Die Stimmung unter den Teams ist wegen des RRA-Streits, der sich zu einer echten Zerreißprobe für die FOTA entwickelt hat, ohnehin angespannt, sodass sich das gegenseitige Vertrauen in Grenzen hält. Nicht zuletzt deswegen soll es gerade dem Mercedes-Teamchef ein Anliegen sein, etwaige Diffusor-Schlupflöcher im Vorhinein zu stopfen, damit es nicht wieder zu leidigen Diskussionen wie zuletzt 2009 um den Doppeldiffusor kommt. "Die Schwierigkeit ist", so Brawn, "dass wir jetzt eine Phase erreichen, in der die Teams lieber nach ihrem eigenen Vorteil suchen anstatt die Regeln zu ändern. Am Anfang arbeiten alle mit den besten Absichten zusammen, um die bestmöglichen Regeln zu formulieren, aber dann gibt es irgendwann einen Punkt, wo sie sich sagen: 'Wir haben mitgeholfen, die Regeln zu erstellen, aber wenn unser Ingenieur jetzt eine zündende Idee hat, dann wollen wir das nutzen!' Das müssen wir abwarten. Ich bin mir nicht hundertprozentig sicher, ob es nicht doch wieder irgendein innovatives Auspuffsystem geben wird, denn eines ist klar: Man kann Wissen nicht einfach verlieren und die aerodynamische Kraft, die sich durch die Auspuffgase gewinnen lässt, ist beträchtlich. Die Leute wissen jetzt genau, was sie mit dem Auspuff und dem Motorenmapping erreichen können, um diesen Effekt zu beschleunigen", befürchtet der 56-Jährige.

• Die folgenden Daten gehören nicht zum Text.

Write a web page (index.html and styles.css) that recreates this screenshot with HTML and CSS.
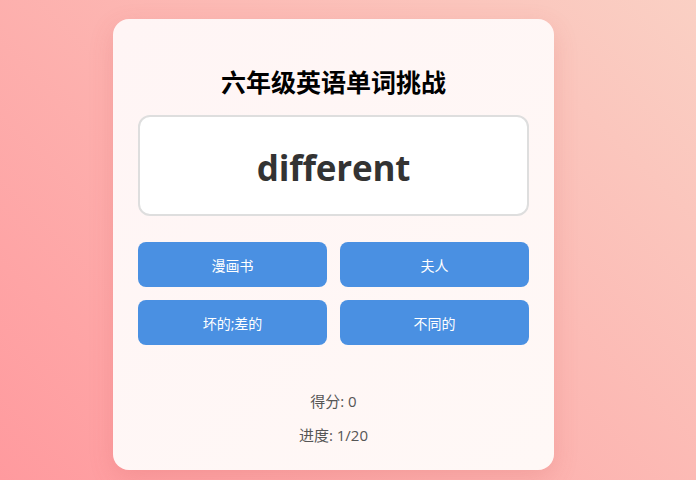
FILE: index.html
```html
<!DOCTYPE html>
<html lang="zh">
<head>
<meta charset="utf-8">
<link rel="stylesheet" href="styles.css">
</head>
<body>
<div class="card">
  <h1 class="title">六年级英语单词挑战</h1>
  <div class="word-box"><span class="word">different</span></div>
  <div class="options">
    <button class="opt">漫画书</button>
    <button class="opt">夫人</button>
    <button class="opt">坏的;差的</button>
    <button class="opt">不同的</button>
  </div>
  <div class="stats">
    <div class="stat">得分: 0</div>
    <div class="stat">进度: 1/20</div>
  </div>
</div>
</body>
</html>
```
FILE: styles.css
```css
html, body {
  margin: 0;
  padding: 0;
  height: 100%;
}
body {
  width: 696px;
  height: 480px;
  overflow: hidden;
  background: linear-gradient(45deg, #ff9a9e 0%, #fad0c4 100%);
  font-family: "Open Sans", "Noto Sans CJK SC", sans-serif;
  padding-top: 19px;
  box-sizing: border-box;
}
.card {
  margin-left: 113px;
  width: 441px;
  height: 451px;
  box-sizing: border-box;
  padding: 0 25px;
  border-radius: 16px;
  background: linear-gradient(135deg, #fff5f5 0%, #fff8f6 100%);
  box-shadow: 0 8px 24px rgba(200, 80, 80, 0.18);
  display: flex;
  flex-direction: column;
}
.title {
  margin: 49px 0 0;
  height: 28px;
  line-height: 28px;
  font-size: 25px;
  font-weight: 700;
  text-align: center;
  color: #000;
}
.word-box {
  margin-top: 19px;
  height: 101px;
  box-sizing: border-box;
  border: 2px solid #dedede;
  border-radius: 12px;
  background: #fff;
  display: flex;
  align-items: center;
  justify-content: center;
}
.word {
  font-size: 35px;
  font-weight: 700;
  color: #333;
  letter-spacing: -0.2px;
  padding-top: 3px;
}
.options {
  margin-top: 26px;
  display: grid;
  grid-template-columns: 1fr 1fr;
  column-gap: 13px;
  row-gap: 13px;
}
.opt {
  height: 45px;
  border: none;
  border-radius: 8px;
  background: #4a90e2;
  color: #fff;
  font-family: "Open Sans", "Noto Sans CJK SC", sans-serif;
  font-size: 14px;
  padding: 0;
}
.stats {
  margin-top: 46px;
  display: flex;
  flex-direction: column;
  align-items: center;
  gap: 13px;
}
.stat {
  font-size: 15px;
  line-height: 21px;
  color: #555;
}
```
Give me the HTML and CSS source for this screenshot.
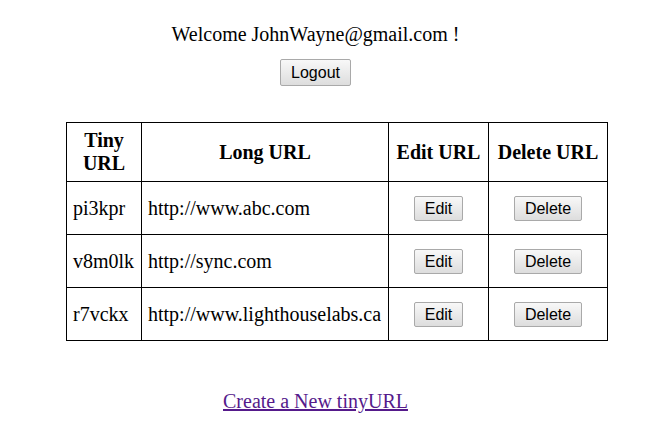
FILE: index.html
```html
<!DOCTYPE html>
<html>
<head>
<meta charset="utf-8">
<link rel="stylesheet" href="styles.css">
</head>
<body>
<div class="page">
  <header class="top">
    <div class="welcome">Welcome JohnWayne@gmail.com !</div>
    <button class="btn logout">Logout</button>
  </header>
  <table class="urls">
    <colgroup>
      <col class="c1"><col class="c2"><col class="c3"><col class="c4">
    </colgroup>
    <thead>
      <tr><th>Tiny<br>URL</th><th>Long URL</th><th>Edit URL</th><th>Delete URL</th></tr>
    </thead>
    <tbody>
      <tr><td>pi3kpr</td><td>http://www.abc.com</td><td class="ctr"><button class="btn">Edit</button></td><td class="ctr"><button class="btn">Delete</button></td></tr>
      <tr><td>v8m0lk</td><td>http://sync.com</td><td class="ctr"><button class="btn">Edit</button></td><td class="ctr"><button class="btn">Delete</button></td></tr>
      <tr><td>r7vckx</td><td>http://www.lighthouselabs.ca</td><td class="ctr"><button class="btn">Edit</button></td><td class="ctr"><button class="btn">Delete</button></td></tr>
    </tbody>
  </table>
  <div class="create"><a href="#">Create a New tinyURL</a></div>
</div>
</body>
</html>
```
FILE: styles.css
```css
html, body { margin: 0; padding: 0; background: #fff; }
body {
  font-family: "Liberation Serif", "Times New Roman", serif;
  font-size: 20px;
  color: #000;
}
.page {
  width: 615px;
  margin-left: 8px;
  padding-top: 23px;
}
.top {
  display: flex;
  flex-direction: column;
  align-items: center;
}
.welcome {
  line-height: 23px;
  height: 23px;
}
.btn {
  font-family: "Liberation Sans", Arial, sans-serif;
  font-size: 16px;
  line-height: 19px;
  color: #000;
  background: linear-gradient(#f8f8f8, #dddddd);
  border: 1px solid #a9a9a9;
  border-radius: 2px;
  padding: 2px 8px 2px 8px;
  margin: 0;
}
.logout {
  margin-top: 13px;
  height: 27px;
  width: 71px;
}
.urls {
  margin-top: 36px;
  margin-left: 58px;
  border-collapse: collapse;
  width: 541px;
  table-layout: fixed;
}
.c1 { width: 75px; }
.c2 { width: 247px; }
.c3 { width: 100px; }
.c4 { width: 119px; }
.urls th, .urls td {
  border: 1px solid #000;
  padding: 0 6px;
}
.urls th {
  height: 58px;
  font-weight: bold;
  line-height: 23px;
  text-align: center;
}
.urls td {
  height: 52px;
  line-height: 23px;
  text-align: left;
  white-space: nowrap;
}
.urls td.ctr { text-align: center; }
.urls td .btn { height: 25px; padding: 1px 10px; }
.create {
  text-align: center;
  margin-top: 49px;
}
.create a { color: #551a8b; text-decoration: underline; }
```
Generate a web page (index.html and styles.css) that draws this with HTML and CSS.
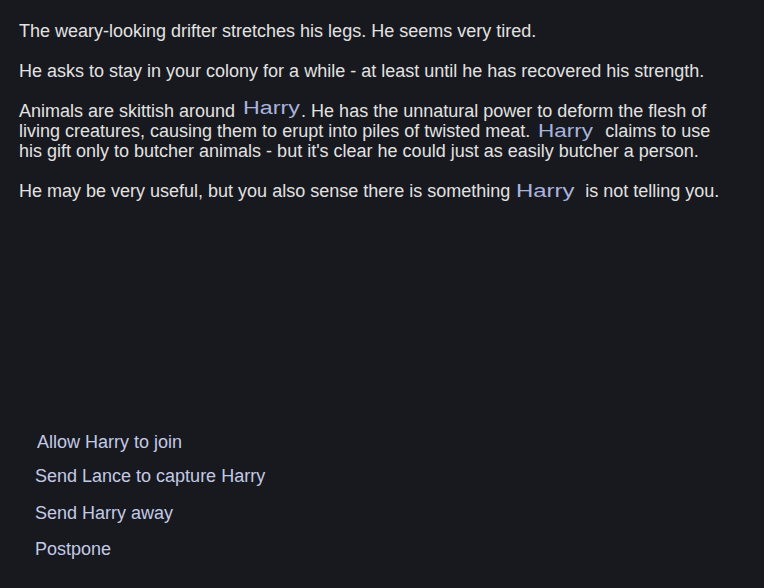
FILE: index.html
```html
<!DOCTYPE html>
<html>
<head>
<meta charset="utf-8">
<link rel="stylesheet" href="styles.css">
</head>
<body>
<div class="page">
  <div class="story">
    <p>The weary-looking drifter stretches his legs. He seems very tired.</p>
    <p>He asks to stay in your colony for a while - at least until he has recovered his strength.</p>
    <p>Animals are skittish around <span class="name big">Harry</span>. He has the unnatural power to deform the flesh of living creatures, causing them to erupt into piles of twisted meat. <span class="name mid">Harry</span>&nbsp; claims to use his gift only to butcher animals - but it's clear he could just as easily butcher a person.</p>
    <p>He may be very useful, but you also sense there is something <span class="name wide">Harry</span> is not telling you.</p>
  </div>
  <div class="options">
    <div class="opt first">Allow Harry to join</div>
    <div class="opt second">Send Lance to capture Harry</div>
    <div class="opt">Send Harry away</div>
    <div class="opt">Postpone</div>
  </div>
</div>
</body>
</html>
```
FILE: styles.css
```css
html, body {
  margin: 0;
  padding: 0;
  background: #17191e;
}
body {
  font-family: "Liberation Sans", Arial, sans-serif;
  color: #e2e2e2;
  width: 764px;
  height: 588px;
  overflow: hidden;
}
.page {
  padding: 21px 19px 0 19px;
}
.story {
  max-width: 708px;
}
.story p {
  margin: 0 0 20px 0;
  font-size: 18px;
  line-height: 20px;
}
.name {
  display: inline-block;
  color: #a9b4de;
  line-height: 16px;
  transform-origin: left 75%;
}
.name.big {
  margin-left: 3px;
  margin-right: 14px;
  transform: translateY(-3px) scaleX(1.29);
}
.name.mid {
  margin-left: 3px;
  margin-right: 13px;
  transform: scale(1.25, 1.03);
}
.name.wide {
  margin-left: 1px;
  margin-right: 20px;
  transform: scale(1.33, 1.05);
}
.options {
  margin-top: 231px;
  padding-left: 16px;
  display: flex;
  flex-direction: column;
}
.opt {
  color: #c3cae6;
  font-size: 18px;
  line-height: 20px;
  height: 36px;
}
.opt.first {
  padding-left: 2px;
  height: 34px;
}
.opt.second {
  height: 37px;
}
```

Neue Auspuffregeln kein Problem für McLaren


Der angeströmte Diffusor hat in dieser Saison viel viele Diskussionen gesorgt. Nach dem Höhepunkt in Silverstone wurde beschlossen, dass die Auspuffendrohre im kommenden Jahr nicht mehr in der Diffusorregion enden dürfen, sondern oben aus der Karosserie münden müssen. Damit will der Automobilweltverband FIA verhindern, dass wieder extreme Lösungen bei der Motorsteuerung und beim Diffusor entwickelt werden. Mehr Anpressdruck erhöht natürlich auch die Kurvengeschwindigkeit. Dennoch wird es auch diesmal findige Ingenieure geben, die die Auspuffgase auch künftig nutzen werden, um den Abtrieb zu verbessern. "Ich habe darüber keine Bedenken", sagt Paddy Lowe, der Technikdirektor bei McLaren-Mercedes. "Ich verstehe nicht, warum manche Technikdirektoren sagen, dass sie Bedenken haben. Wovor haben sie Angst? Der Hinweis steckt im Namen: Formel 1. Es ist eine Formel, es gibt eine Reihe von Grenzen, die wir im Reglement festlegen. Wenn diese feststehen, dann arbeiten wir so hart wir können, um das Auto innerhalb dieser Regeln so schnell wie möglich zu machen."

Abgesehen vom Unterboden sind auch die Motorenmappings ins Visier der FIA geraten. Selbst wenn die Fahrer nicht am Gas stehen, läuft der Motor mit hoher Leistung weiter, um einen konstanten Fluss der Abgase in den Diffusor zu ermöglichen. Jede Kurve wird eigens programmiert. Im kommenden Jahr sollen auch diese extremen Mappings eingeschränkt werden. Lowe findet, dass jeder naiv ist, der glaubt, es wird in Zukunft nicht mit den Auspuffgasen gearbeitet werden, um aerodynamischen Anpressdruck zu generieren. "Wir hatten also diese Krise in Silverstone und haben einige Vereinbarungen für die kommende Saison getroffen", sagt Lowe. "Die Teams haben seither an Limits gearbeitet, bis zu welchen Ausmassen die Auspuffgasse zur Generierung von Abtrieb verwendet werden können. Es wurde aber nie erwartet, dass man die Effekte der Auspuffgase auf den Abtrieb ganz eliminieren kann. Das wäre unrealistisch. Wir haben noch nie Regeln geschrieben, die Effekte innerhalb des Autos eliminieren. Es wird immer einen kleinen Effekt geben. Simpel gesagt, gibt dir ein Auspuff, der nach hinten ragt, eine große Menge Schub. Das ist aerodynamischer Fakt. Wir wissen aber alle, dass wir noch viel mehr herausholen können. Deshalb haben sich die Teams dieses Gebiet mit offenen Augen angesehen. Ich finde es also etwas komisch, wenn Leute sagen, dass sie Angst davor haben, wenn jemand über die Auspuffgase Performance gewinnen will. Natürlich werden sie das tun. Das müssen wir tun. Es wurden nur sehr extreme Limits gesetzt, um diese extremen Formen zu reduzieren."

Die geplanten Einschränkungen bei den Motormappings beeindrucken Lowe ebenfalls nicht: "Wir haben vor Kurzem eine Klarstellung der FIA erhalten, wie ein Motor laufen sollte. Das ist aus heiterem Himmel gekommen. Das wurde vorher von der FIA nicht angegeben. Aber auch das sorgt für bestimmte Limits, innerhalb derer wir arbeiten müssen."